By Jean-Paul MacDonald,

A farmer in South Dakota finds himself entangled in a legal battle surrounding the classification of a puddle on his farm. Despite his attempts to present new evidence, both a government agency and the court system have refused to reevaluate the case.

Recently, the Eighth Circuit Court of Appeals ruled against the farmer, rejecting his plea for a fresh review of the wetland determination. According to the court's ruling, the property occasionally experiences ponding resembling a shallow puddle during the spring snowmelt.

The contested puddle on the farmer's land in Miner County, located in southeast South Dakota, was initially designated as a wetland back in 2004. The farmer argues that the wetland formation was a consequence of tree planting and has been unsuccessful in convincing the Natural Resources Conservation Service (NRCS) otherwise.

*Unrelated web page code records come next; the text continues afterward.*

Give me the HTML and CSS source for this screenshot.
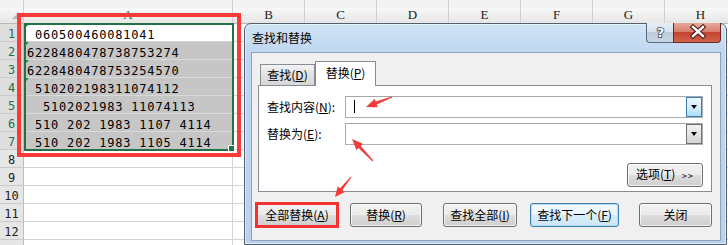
FILE: index.html
```html
<!DOCTYPE html>
<html lang="zh-CN">
<head>
<meta charset="utf-8">
<title>查找和替换</title>
<link rel="stylesheet" href="styles.css">
</head>
<body>
<div class="sheet">
  <div class="hd corner"><i class="corner-tri"></i></div>
  <div class="hd hd-a">A</div>
  <div class="hd">B</div>
  <div class="hd">C</div>
  <div class="hd">D</div>
  <div class="hd">E</div>
  <div class="hd">F</div>
  <div class="hd">G</div>
  <div class="hd">H</div>

  <div class="rh on">1</div><div class="ca txt flag"> 060500460081041</div>
  <div class="rest"></div>
  <div class="rh on">2</div><div class="ca txt sel flag">6228480478738753274</div>
  <div class="rh on">3</div><div class="ca txt sel flag">6228480478753254570</div>
  <div class="rh on">4</div><div class="ca txt sel flag"> 510202198311074112</div>
  <div class="rh on">5</div><div class="ca txt sel">  5102021983 11074113</div>
  <div class="rh on">6</div><div class="ca txt sel"> 510 202 1983 1107 4114</div>
  <div class="rh on">7</div><div class="ca txt sel"> 510 202 1983 1105 4114</div>
  <div class="rh">8</div><div class="ca"></div>
  <div class="rh">9</div><div class="ca"></div>
  <div class="rh">10</div><div class="ca"></div>
  <div class="rh">11</div><div class="ca"></div>
  <div class="rh">12</div><div class="ca"></div>
  <div class="rh"></div><div class="ca"></div>
</div>

<div class="selection"><i class="handle"></i></div>
<div class="mark-col"></div>

<div class="dialog">
  <div class="titlebar">
    <span class="title">查找和替换</span>
    <div class="caption-btns">
      <span class="cap help">
        <svg width="27" height="20" viewBox="0 0 27 20"><text x="13.5" y="15" class="qmark">?</text></svg>
      </span>
      <span class="cap close">
        <svg width="48" height="20" viewBox="0 0 48 20">
          <path d="M19 5 L29 14 M29 5 L19 14" class="x-out"/>
          <path d="M19 5 L29 14 M29 5 L19 14" class="x-in"/>
        </svg>
      </span>
    </div>
  </div>
  <div class="client">
    <div class="tabs">
      <div class="tab">查找(<u>D</u>)</div>
      <div class="tab active">替换(<u>P</u>)</div>
    </div>
    <div class="panel">
      <span class="lbl">查找内容(<u>N</u>):</span>
      <div class="combo"><span class="caret"></span><span class="drop hot"><i class="tri"></i></span></div>
      <span class="lbl">替换为(<u>E</u>):</span>
      <div class="combo"><span class="drop"><i class="tri"></i></span></div>
      <button class="btn opt">选项(<u>T</u>) <span class="gt">&gt;&gt;</span></button>
    </div>
    <div class="actions">
      <button class="btn b-all">全部替换(<u>A</u>)</button>
      <button class="btn b-rep">替换(<u>R</u>)</button>
      <button class="btn b-fall">查找全部(<u>I</u>)</button>
      <button class="btn b-next default">查找下一个(<u>F</u>)</button>
      <button class="btn b-close">关闭</button>
    </div>
  </div>
</div>

<div class="mark-btn"></div>

<svg class="arrows" width="728" height="245" viewBox="0 0 728 245">
  <polygon points="391.8,96.5 375.8,101.6 374.7,98.8 366,107 377.9,107.3 376.8,104.5 392.2,97.5"/>
  <polygon points="373.4,160.6 360.7,145.9 362.9,143.8 352,139 356.4,150.1 358.5,148 372.6,161.4"/>
  <polygon points="351.4,177.3 342.4,190.1 344.8,192 335,197 337.7,186.4 340.1,188.3 350.6,176.7"/>
</svg>
</body>
</html>
```

FILE: styles.css
```css
html, body {
  margin: 0;
  padding: 0;
  width: 728px;
  height: 245px;
  overflow: hidden;
  background: #ffffff;
}

/* ---------- spreadsheet ---------- */
.sheet {
  display: grid;
  grid-template-columns: 24px 209px repeat(7, 72px);
  grid-template-rows: 24px;
  grid-auto-rows: 18px;
  width: 737px;
  height: 245px;
  overflow: hidden;
}

.hd {
  box-sizing: border-box;
  padding-top: 7px;
  display: flex;
  align-items: center;
  justify-content: center;
  background: linear-gradient(#f3f3f3 0, #f3f3f3 7px, #f8f8f8 8px, #e6e6e6 100%);
  border-right: 1px solid #cfcfcf;
  border-bottom: 1px solid #b9b9b9;
  font-family: "Liberation Serif", "DejaVu Serif", serif;
  font-size: 13px;
  color: #222;
}
.hd-a { color: #217346; }
.corner {
  justify-content: flex-end;
  align-items: flex-end;
  padding: 0 4px 4px 0;
}
.corner-tri {
  width: 0;
  height: 0;
  border-left: 7px solid transparent;
  border-bottom: 7px solid #b8b8b8;
}

.rh {
  box-sizing: border-box;
  background: #e6e6e6;
  border-right: 1px solid #bdbdbd;
  border-bottom: 1px solid #cacaca;
  display: flex;
  align-items: center;
  justify-content: center;
  padding-top: 2px;
  font-family: "DejaVu Sans Mono", monospace;
  font-size: 12px;
  color: #222;
}
.rh.on {
  background: #dedede;
  color: #217346;
}

.ca {
  box-sizing: border-box;
  position: relative;
  border-right: 1px solid #d4d4d4;
  border-bottom: 1px solid #d4d4d4;
  background: #fff;
  overflow: hidden;
}
.ca.sel {
  background: #c6c6c6;
  border-bottom-color: #d9d9d9;
}
.txt {
  white-space: pre;
  padding: 1px 0 0 3px;
  font-family: "DejaVu Sans Mono", monospace;
  font-size: 12px;
  letter-spacing: 0.8px;
  line-height: 20px;
  color: #000;
}
.flag::before {
  content: "";
  position: absolute;
  left: 0;
  top: 0;
  width: 0;
  height: 0;
  border-top: 5px solid #1c8a3f;
  border-right: 5px solid transparent;
}

.rest {
  grid-column: 3 / 10;
  grid-row: 2 / span 13;
  background-color: #fff;
  background-image:
    linear-gradient(to right, transparent 71px, #d4d4d4 71px),
    linear-gradient(to bottom, transparent 17px, #d4d4d4 17px);
  background-size: 72px 100%, 100% 18px;
}

/* selection border (overlay) */
.selection {
  position: absolute;
  left: 24px;
  top: 23px;
  width: 210px;
  height: 128px;
  box-sizing: border-box;
  border: 2px solid #217346;
}
.handle {
  position: absolute;
  right: -3px;
  bottom: -3px;
  width: 5px;
  height: 5px;
  background: #217346;
  border: 1px solid #fff;
}

/* red annotation marks (overlay) */
.mark-col {
  position: absolute;
  left: 17px;
  top: 13px;
  width: 224px;
  height: 144px;
  box-sizing: border-box;
  border: 4px solid #fb3a3a;
}
.mark-btn {
  position: absolute;
  left: 255px;
  top: 202px;
  width: 84px;
  height: 26px;
  box-sizing: border-box;
  border: 3px solid #f43232;
}
.arrows {
  position: absolute;
  left: 0;
  top: 0;
  pointer-events: none;
}
.arrows polygon { fill: #f23b3b; }

/* ---------- dialog ---------- */
.dialog {
  position: absolute;
  left: 244px;
  top: 23px;
  width: 483px;
  height: 222px;
  box-sizing: border-box;
  border: 1px solid #55606d;
  border-radius: 7px 7px 0 0;
  background: linear-gradient(#d0e4f7 0, #bfd7f0 28px, #b9d2ec 100%);
  padding: 0 5px 3px 6px;
  display: flex;
  flex-direction: column;
  font-family: "Noto Sans CJK SC", "Noto Sans", sans-serif;
  font-size: 12px;
  color: #000;
  box-shadow: 0 0 0 1px rgba(255,255,255,0.5) inset;
}

.titlebar {
  height: 28px;
  display: flex;
  align-items: center;
  flex-shrink: 0;
}
.title {
  padding-left: 1px;
  font-size: 12px;
  line-height: 14px;
  margin-top: 0;
}
.caption-btns {
  margin-left: auto;
  align-self: flex-start;
  margin-top: -1px;
  display: flex;
}
.cap {
  display: block;
  height: 20px;
  box-sizing: border-box;
  border: 1px solid #5c6b7c;
  border-top: none;
}
.cap svg { display: block; margin-top: -1px; }
.help {
  width: 27px;
  border-right: none;
  border-radius: 0 0 0 4px;
  background: linear-gradient(#e6eef6 0, #d5e1ed 45%, #bccddd 50%, #c6d6e6 100%);
}
.close {
  width: 48px;
  border-color: #6a2a22;
  border-radius: 0 0 4px 0;
  background: linear-gradient(#e9a99b 0, #d8806d 45%, #c5442f 50%, #d0644c 100%);
}
.qmark {
  font-family: "DejaVu Sans", sans-serif;
  font-weight: bold;
  font-size: 13px;
  text-anchor: middle;
  fill: #fff;
  stroke: #3b4a5a;
  stroke-width: 1.6px;
  paint-order: stroke;
}
.x-out {
  stroke: #4a1a14;
  stroke-width: 4.6;
  stroke-linecap: square;
  fill: none;
}
.x-in {
  stroke: #fff;
  stroke-width: 2.4;
  stroke-linecap: square;
  fill: none;
}

.client {
  flex: 1;
  box-sizing: border-box;
  border: 1px solid #8fa3b8;
  background: #f0f0f0;
  padding: 8px 8px 0 6px;
  display: flex;
  flex-direction: column;
}

.tabs {
  display: flex;
  align-items: flex-end;
  height: 24px;
  margin-left: 2px;
}
.tab {
  box-sizing: border-box;
  width: 55px;
  height: 21px;
  border: 1px solid #898c95;
  border-bottom: none;
  background: linear-gradient(#f3f3f3, #e1e1e1 50%, #d7d7d7);
  display: flex;
  align-items: center;
  justify-content: center;
  line-height: 14px;
}
.tab.active {
  width: 61px;
  height: 25px;
  margin-bottom: -1px;
  background: #fff;
  position: relative;
  z-index: 1;
  padding-bottom: 2px;
}

.panel {
  box-sizing: border-box;
  height: 107px;
  border: 1px solid #898c95;
  background: #fff;
  padding: 10px 8px 9px 8px;
  display: grid;
  grid-template-columns: 78px 1fr;
  grid-template-rows: 22px 22px 24px;
  row-gap: 5px;
  align-items: center;
}
.lbl {
  line-height: 14px;
  white-space: nowrap;
}
.combo {
  box-sizing: border-box;
  height: 22px;
  border: 1px solid #abadb3;
  border-top-color: #a3a6ad;
  background: #fff;
  display: flex;
  align-items: stretch;
}
.caret {
  width: 1px;
  height: 13px;
  background: #000;
  margin: 3px 0 0 8px;
}
.drop {
  margin-left: auto;
  width: 16px;
  box-sizing: border-box;
  border: 1px solid #707070;
  background: linear-gradient(#f3f3f3, #e4e4e4 50%, #d3d3d3);
  display: flex;
  align-items: center;
  justify-content: center;
}
.drop.hot {
  border-color: #3c7fb1;
  background: linear-gradient(#eaf6fd, #d9f0fc 50%, #a9dcf6);
}
.tri {
  width: 0;
  height: 0;
  border-left: 3.5px solid transparent;
  border-right: 3.5px solid transparent;
  border-top: 4px solid #000;
}

.btn {
  box-sizing: border-box;
  height: 24px;
  padding: 0;
  border: 1px solid #707070;
  border-radius: 3px;
  background: linear-gradient(#f2f2f2 0, #ebebeb 50%, #dddddd 51%, #cfcfcf 100%);
  font-family: "Noto Sans CJK SC", "Noto Sans", sans-serif;
  font-size: 12px;
  line-height: 14px;
  color: #000;
  box-shadow: inset 0 0 0 1px rgba(255,255,255,0.7);
}
.btn.default {
  border-color: #3c7fb1;
  background: linear-gradient(#f4fafe 0, #e8f4fc 50%, #d6ecfa 51%, #cde6f7 100%);
  box-shadow: inset 0 0 0 1px #b6def8;
}
.opt {
  grid-column: 2;
  justify-self: end;
  width: 76px;
  margin-top: 13px;
  align-self: start;
}
.gt {
  font-size: 9px;
  letter-spacing: 1px;
  margin-left: 4px;
}

.actions {
  display: flex;
  margin: 11px 0 0 -2px;
}
.b-all { width: 82px; }
.b-rep { width: 72px; margin-left: 12px; }
.b-fall { width: 74px; margin-left: 21px; }
.b-next { width: 89px; margin-left: 13px; }
.b-close { width: 73px; margin-left: 20px; }

u { text-decoration: underline; text-underline-offset: 1px; }
```
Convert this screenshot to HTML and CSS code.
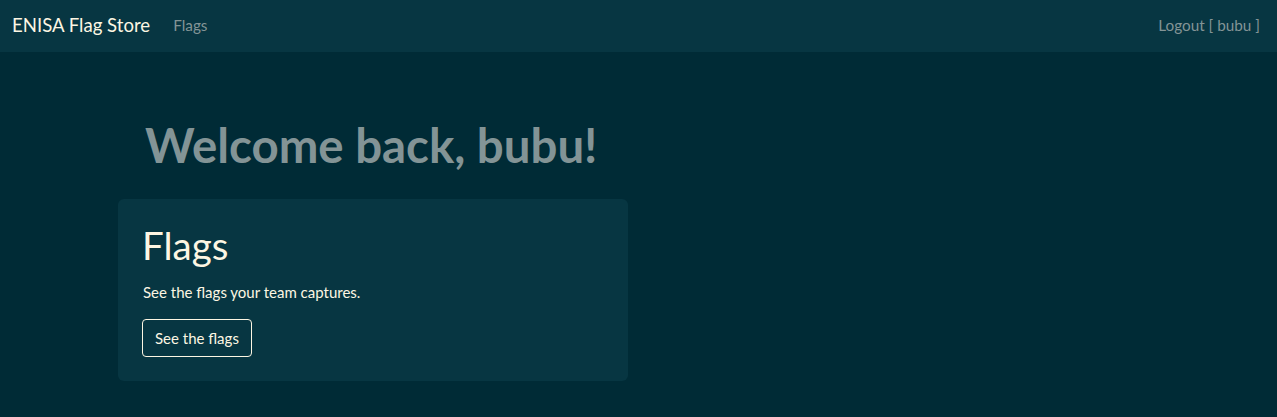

In 2008, the farmer requested a review, but it was not until 2011 that the NRCS conducted the assessment, ultimately reaffirming the wetland status of the site. Seeking a reevaluation, the farmer submitted a third review request in 2020, which included an engineering report stating that the ponding was a result of the tree belt and fell outside the jurisdiction of the Swampbuster Act, according to court documents. The NRCS requested the engineering firm to specify the new evidence, but neither the firm nor the farmer responded to the request.

In 2021, the farmer sought assistance from the district court to compel the NRCS to reconsider the case. However, both the district court and the Eighth Circuit upheld the NRCS's position, asserting that the agency was not obligated to conduct another review. The appeals ruling mentioned that the language in the Swampbuster Act was "ambiguous" and that the agency's regulations did not conflict with federal law.

The farmer's argument includes the contention that a wetland certification remains valid only until the landowner requests a review. However, the NRCS maintains that it will only reconsider if there is a naturally occurring event that triggers a change or if the agency itself acknowledges an incorrect certification.

The frustration for the farmer extends beyond the legal aspect, as the presence of the puddle restricts the full utilization of the field in question. Adding to the farmer's disappointment is the fact that the trees were planted at the NRCS's request, specifically to the farmer's father.

The farmer's legal representative has indicated that a case involving the interpretation of statutes by government agencies is pending before the Supreme Court. They are currently considering various options, including the possibility of requesting a review of the case by the Supreme Court.

Despite the relatively small size of the puddle, its classification as a wetland has significant implications for the farmer's land use and agricultural activities, exacerbating the need for a resolution in this ongoing dispute.